What am I missing in perlre

J

janfure

I wrote a script for detecting alphabetical/non numeric characters:

#!/usr/local/bin/perl -w
use strict;
$_ = '2 3';
if ($_ =~ m/\D/x){
print "$_ has non numerical character(s)!\n";
}
$_ = '2A 3';
if ($_ =~ m/\D/x){
print "$_ has non numerical character(s)!\n";
}

This script does not do what I expected, the presence of the space in
the string seems to cause a match with /\D/x, despite the 'x' modifier,
which causes the regex engine to ignore MOST whitespace, but maybe not
the one that mattered to me.

This script (stripping out spaces from $_) does what I expected the
first one to do:

#!/usr/local/bin/perl -w
use strict;
$_ = '2 3';
$_ =~ s/\s+//g;
if ($_ =~ m/\D/){
print "$_ has non numerical character(s)!\n";
}
$_ = '2A 3';
$_ =~ s/\s+//g;
if ($_ =~ m/\D/){
print "$_ has non numerical character(s)!\n";
}

What am I missing, is there a better way to match alphabetical letters
than /\D/x?

Jan
 
S

Sherm Pendley

I wrote a script for detecting alphabetical/non numeric characters:

#!/usr/local/bin/perl -w
use strict;
$_ = '2 3';
if ($_ =~ m/\D/x){
print "$_ has non numerical character(s)!\n";
}
$_ = '2A 3';
if ($_ =~ m/\D/x){
print "$_ has non numerical character(s)!\n";
}

This script does not do what I expected, the presence of the space in
the string seems to cause a match with /\D/x, despite the 'x' modifier,
which causes the regex engine to ignore MOST whitespace

The 'x' modifier ignores whitespace and comments *in the pattern*, not in
the target string.

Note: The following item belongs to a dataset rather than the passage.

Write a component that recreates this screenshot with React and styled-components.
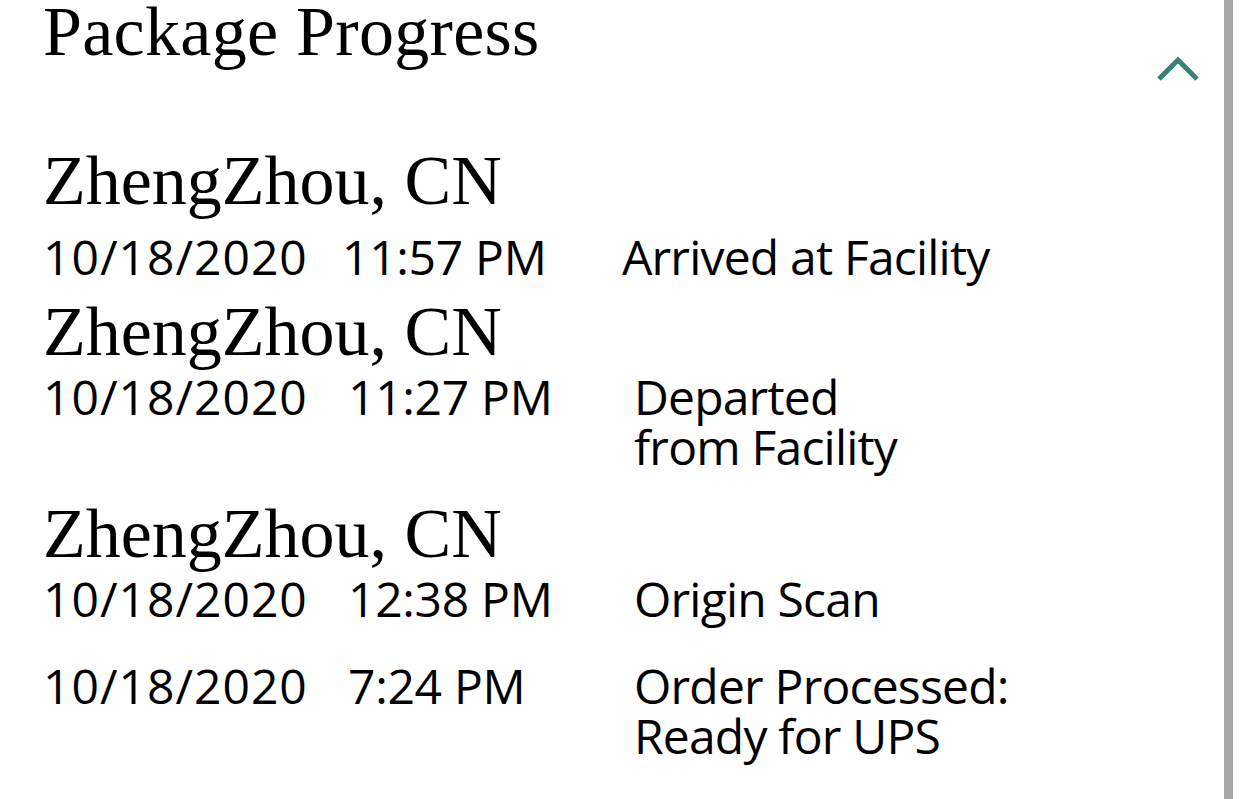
import React from "react";
import styled, { createGlobalStyle } from "styled-components";

const GlobalStyle = createGlobalStyle`
  html, body {
    margin: 0;
    padding: 0;
    background: #ffffff;
  }
  body {
    overflow: hidden;
  }
`;

const Screen = styled.div`
  display: grid;
  grid-template-columns: 1fr 9px 9px;
  width: 1242px;
  height: 799px;
  background: #ffffff;
  color: #000;
`;

const Content = styled.div`
  padding-left: 43px;
  padding-right: 24px;
`;

const ScrollTrack = styled.div`
  background: #a7a7a7;
`;

const Header = styled.div`
  display: flex;
  justify-content: space-between;
  align-items: flex-start;
  height: 88px;
`;

const Title = styled.h1`
  margin: 0;
  padding-top: 2px;
  font-family: "Liberation Serif", "DejaVu Serif", serif;
  font-weight: 400;
  font-size: 70px;
  line-height: 60px;
  letter-spacing: 0.3px;
`;

const Toggle = styled.button`
  margin-top: 55px;
  padding: 0;
  border: none;
  background: none;
  cursor: pointer;
  color: #3a8078;
  line-height: 0;
`;

const List = styled.div`
  display: flex;
  flex-direction: column;
`;

const Entry = styled.div`
  margin-top: ${(props) => props.space}px;
`;

const Location = styled.div`
  font-family: "Liberation Serif", "DejaVu Serif", serif;
  font-size: 70px;
  line-height: 64px;
  margin-bottom: ${(props) => (props.first ? 19 : 8)}px;
`;

const Row = styled.div`
  display: grid;
  grid-template-columns: ${(props) =>
    props.compact ? "299px 280px 1fr" : "305px 286px 1fr"};
  font-family: "Open Sans", "Noto Sans", sans-serif;
  font-size: 48px;
  line-height: 50px;
  letter-spacing: -0.3px;
`;

const Cell = styled.div`
  white-space: nowrap;
  letter-spacing: ${(props) => (props.wide ? "1px" : "-0.3px")};
`;

const Status = styled.div`
  white-space: pre-line;
  letter-spacing: -0.8px;
`;

const ChevronUp = () => (
  <svg width="44" height="28" viewBox="0 0 44 28" fill="none">
    <path
      d="M3 24 L22 5 L41 24"
      stroke="currentColor"
      strokeWidth="5"
      strokeLinecap="butt"
      strokeLinejoin="miter"
    />
  </svg>
);

const events = [
  {
    location: "ZhengZhou, CN",
    date: "10/18/2020",
    time: "11:57 PM",
    status: "Arrived at Facility",
    space: 61,
    compact: true,
  },
  {
    location: "ZhengZhou, CN",
    date: "10/18/2020",
    time: "11:27 PM",
    status: "Departed\nfrom Facility",
    space: 18,
  },
  {
    location: "ZhengZhou, CN",
    date: "10/18/2020",
    time: "12:38 PM",
    status: "Origin Scan",
    space: 30,
  },
  {
    date: "10/18/2020",
    time: "7:24 PM",
    status: "Order Processed:\nReady for UPS",
    space: 37,
  },
];

export default function App() {
  return (
    <>
      <GlobalStyle />
      <Screen>
        <Content>
          <Header>
            <Title>Package Progress</Title>
            <Toggle aria-label="Collapse">
              <ChevronUp />
            </Toggle>
          </Header>
          <List>
            {events.map((ev, i) => (
              <Entry key={i} space={ev.space}>
                {ev.location && (
                  <Location first={i === 0}>{ev.location}</Location>
                )}
                <Row compact={ev.compact}>
                  <Cell wide>{ev.date}</Cell>
                  <Cell>{ev.time}</Cell>
                  <Status>{ev.status}</Status>
                </Row>
              </Entry>
            ))}
          </List>
        </Content>
        <ScrollTrack />
        <div />
      </Screen>
    </>
  );
}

It allows you to write stuff like this:

m/
\w # One alphanumeric character
\d* # Followed by zero or more digits
/x;
What am I missing, is there a better way to match alphabetical letters
than /\D/x?

m/[[:alpha:]]/;

sherm--
 
T

Tad McClellan

#!/usr/local/bin/perl -w

use warnings; # the modern way, much better than -w


if ($_ =~ m/\D/x){
This script does not do what I expected, the presence of the space in
the string seems to cause a match with /\D/x,


Yes, because space _is_ a non-digit character.

despite the 'x' modifier,
which causes the regex engine to ignore MOST whitespace,


*in the pattern*. (not in the string that the pattern is to match against)

spaces are ignored in the _pattern_

m/ \D /x

is equivalent to writing the pattern the way you originally did.

The m//x modifier does not change the meaning of any of
the regex backslash escape shortcuts.